「世界の頂上にいる気分?」双極症の躁状態について精神科専門医が解説
双極症というと聞き馴染みがないかもしれませんが、かつては双極性障害や躁うつ病とも呼ばれ、最近では著名人が公表することも増えたためなんとなくは知っている方もいるでしょう。躁状態では次々と様々なアイディアが浮かんでくるためアーティストや起業家の中にはそれが仕事に影響しているケースもあったりします。
基本的には躁エピソードと抑うつエピソードを繰り返す疾患ですが、うつ状態はイメージしやすくても、躁状態はみたことがなければなかなか想像がしづらいかもしれません。

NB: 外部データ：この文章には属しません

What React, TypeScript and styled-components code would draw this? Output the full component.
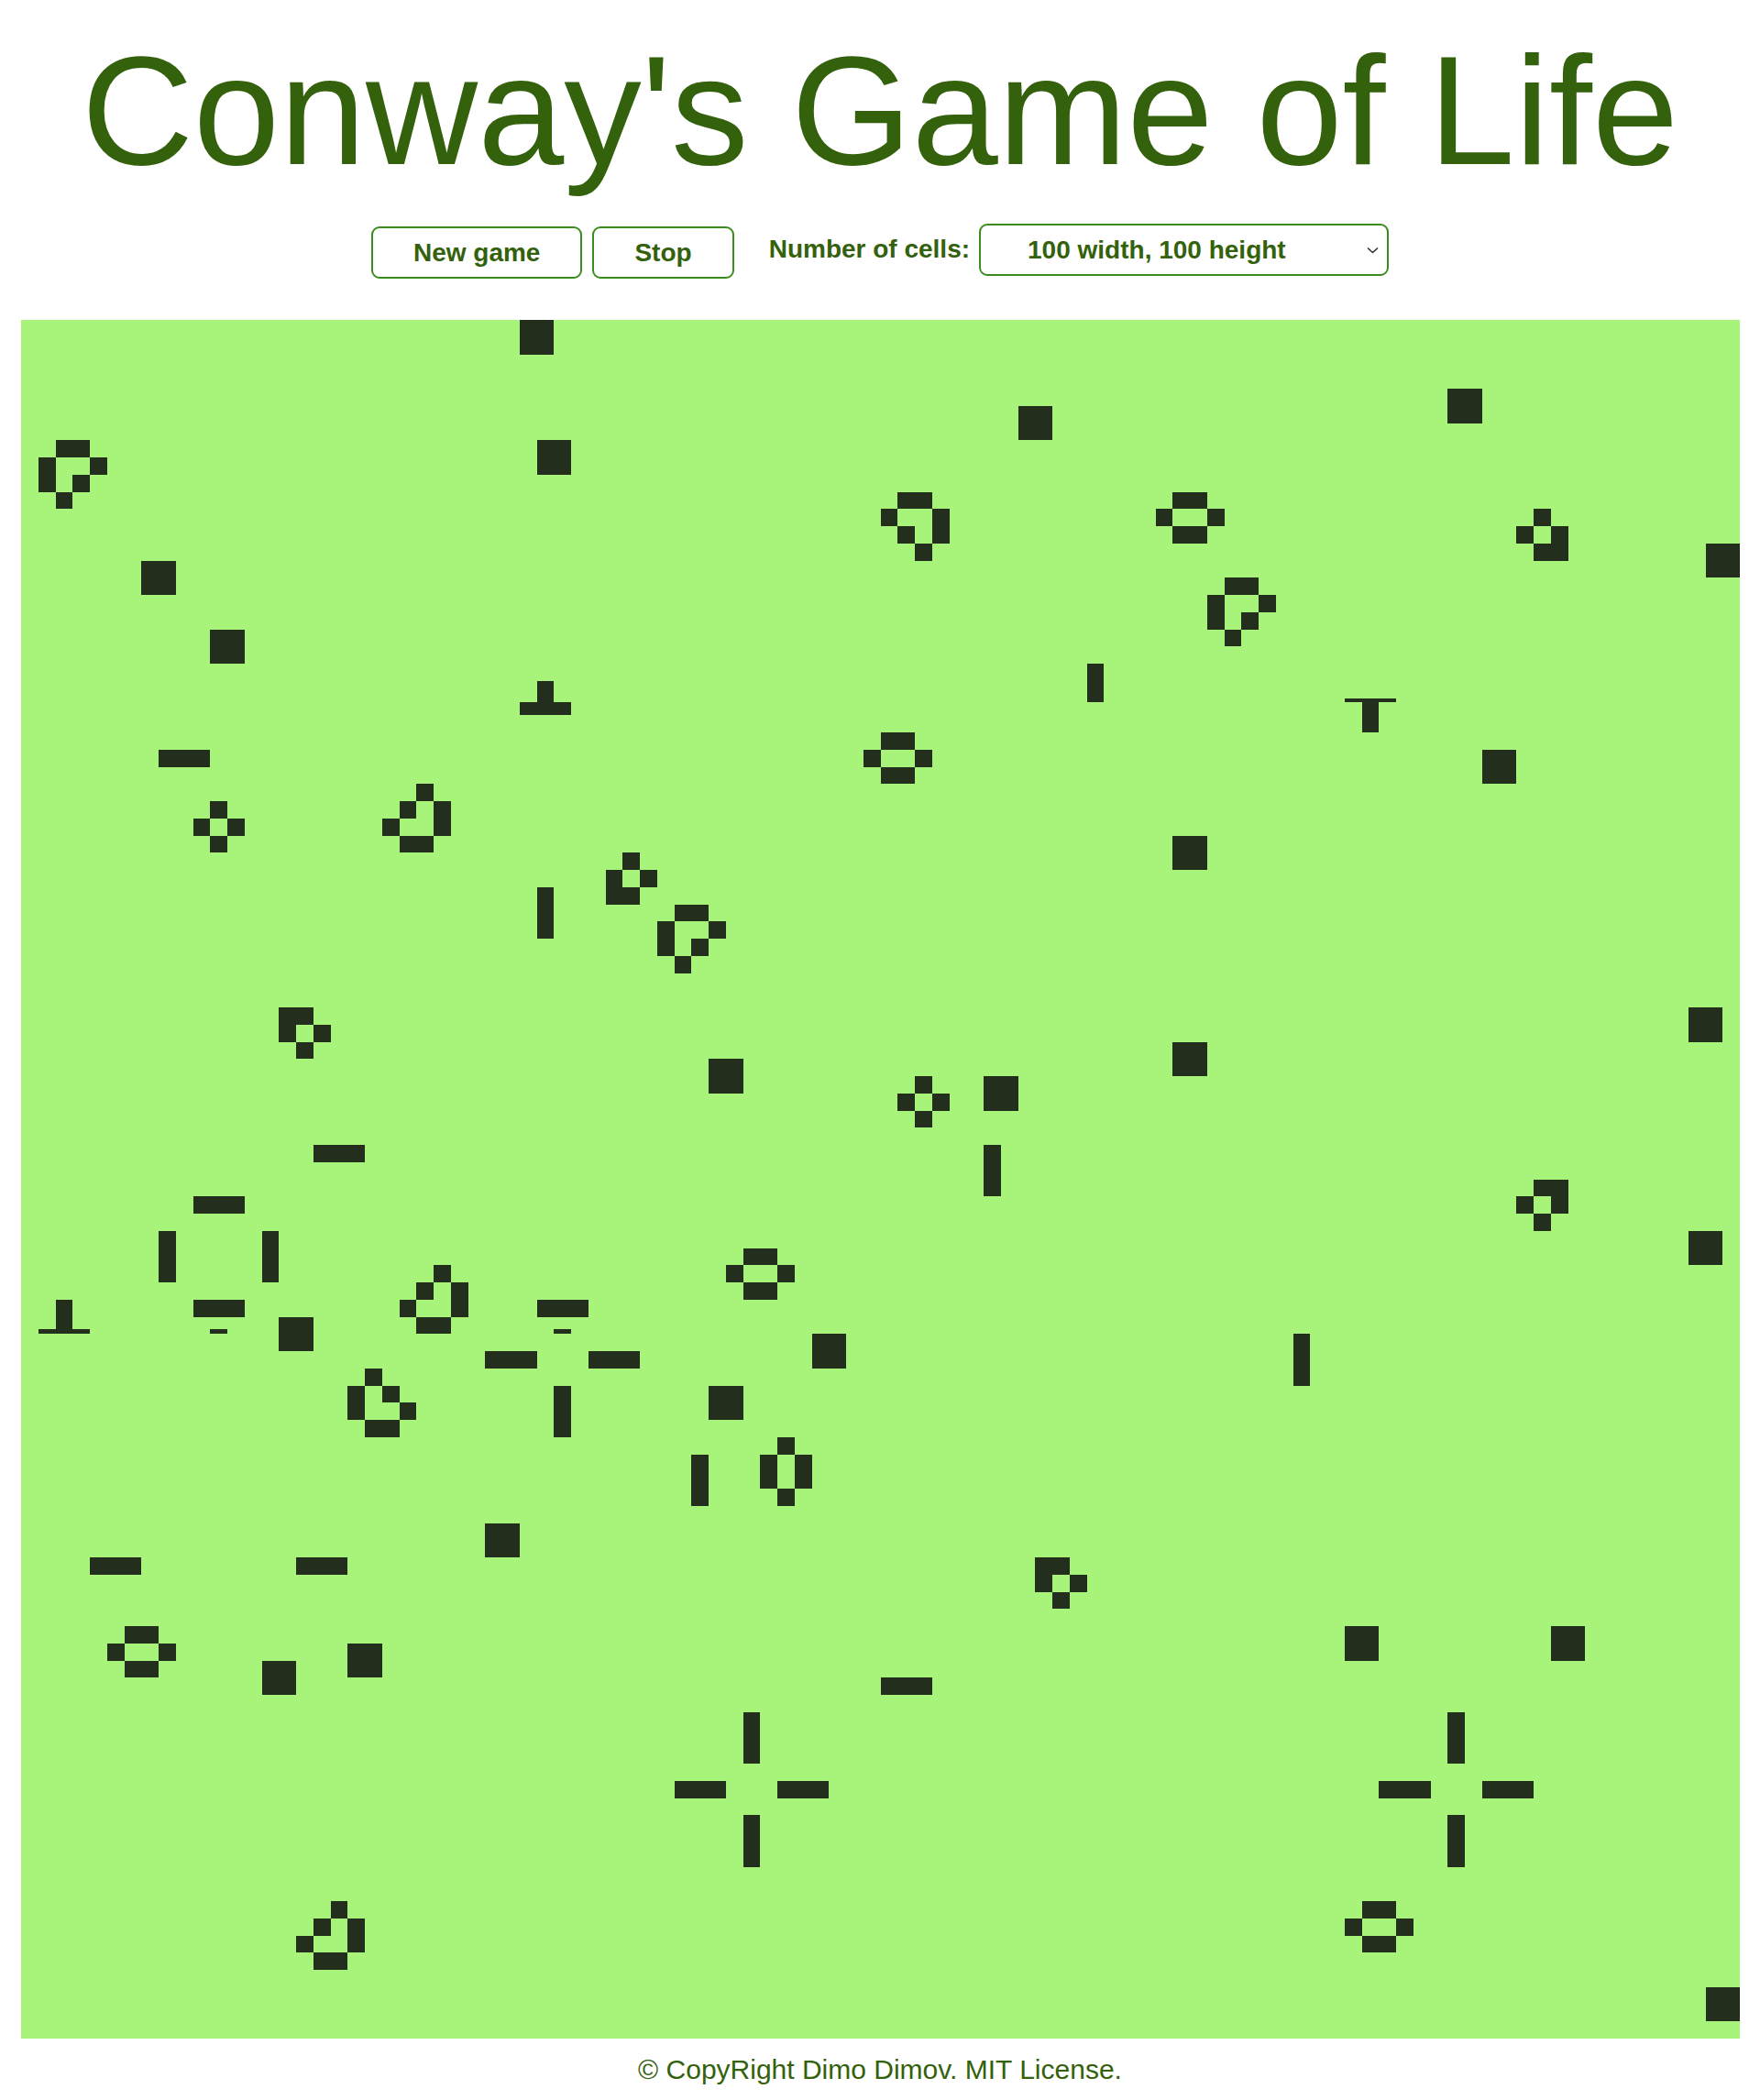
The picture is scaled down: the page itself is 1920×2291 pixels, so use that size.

うつの反対ということは楽しいの?なんて思う人もいるでしょうし、実際、側から見ていると楽しそうに見えることもあるかもしれません。
ただ、躁状態は実は大きなトラブルを引き起こすことも多く、患者さんも後々とても苦悩するものです。その時楽しそうだからOK、ではないからこそ我々精神科医は普段穏やかでしっかりした距離感の患者さんがある日「先生は本当に素晴らしい!感謝しているのでぜひ受け取ってください!」と言って大金の入った分厚い封筒なんかを持ちだしたりした日には危機感を覚えますし、うつ病として治療をしていた患者さんがある日「絶好調になりました!」とエネルギーに満ち溢れて現れた時は躁転を疑い焦るわけです。
躁状態がどんなものかわからないからこそ、自身が双極症なのではないかと心配して受診される方も少なくありませんし、双極症の症状の患者さんに対し酷い対応をする方もいます。
今日はぜひ多くの方に、双極症の躁状態で現れる症状や問題となる点を具体例を交え知っていただきたいなと思います。
このレターでは、メンタルヘルスの話に興味がある、自分や大切な人が心の問題で悩んでいる、そんな人たちがわかりやすく正しい知識を得ていってもらえるよう、精神科専門医、公認心理師の藤野がゆるくお届けしていきます。寒くなってきて腰が痛い中ヒーヒー言いながら必死に書いています。是非是非登録して読んでみてください。
躁状態って一体?
躁の状態では気分が異常かつ持続的に高揚し、開放的になったり怒りやすくなったりします。また、それに加えて、異常かつ持続的に亢進した活動や活力が認められます。
簡単に言えばエネルギーが持続的に満ち溢れ、さまざまな形で表出されるイメージです。
ここで大切なのはこのような普段と違った状態がある日1日だけ、などではなく一定期間持続するという点です。誰だって何か興奮する出来事があれば1日くらいテンションが上がりすぎることはありますもんね。
そうは言っても、実際にどんな行動に現れるのか見たことがなければなかなか想像がつきにくいですし区別もつかないと思いますので、ここからはもう少し具体的に、その特徴を見ていきましょう。
自尊心の肥大、または誇大
世の中には普段から自尊心が高い人も少なからずいますし、それが必ずしも悪いとは限りません。しかし、躁状態として生じてくる自尊心の肥大はそれらとは異なる具合のものであり、誇大性は時に妄想的になることすらあります。これまで特別な経験や才能があったわけでもないのに、自身は特別な存在であると確信し、とてつもない発見や発明をして大金持ちになれることを疑わず到底実現不能そうな実験を始める者、溢れ出るエネルギーを文章にぶつけ自称「小説」を書き始める者、天皇など「偉い人が自身を迎えに来る!」と言ってその他の人間に上から目線で暴言を吐き始める者など様々です。
その多くは実現しませんが、ある程度、躁的な時の方が創作活動が捗るという人も確かに存在はして、芸術家や起業家などの中には実は双極症と戦っているという方もいます。これは統合失調症などでもそうなのですが、治療をしてしまうと創造性が失われる、ということで治療を拒否される方もいるのです。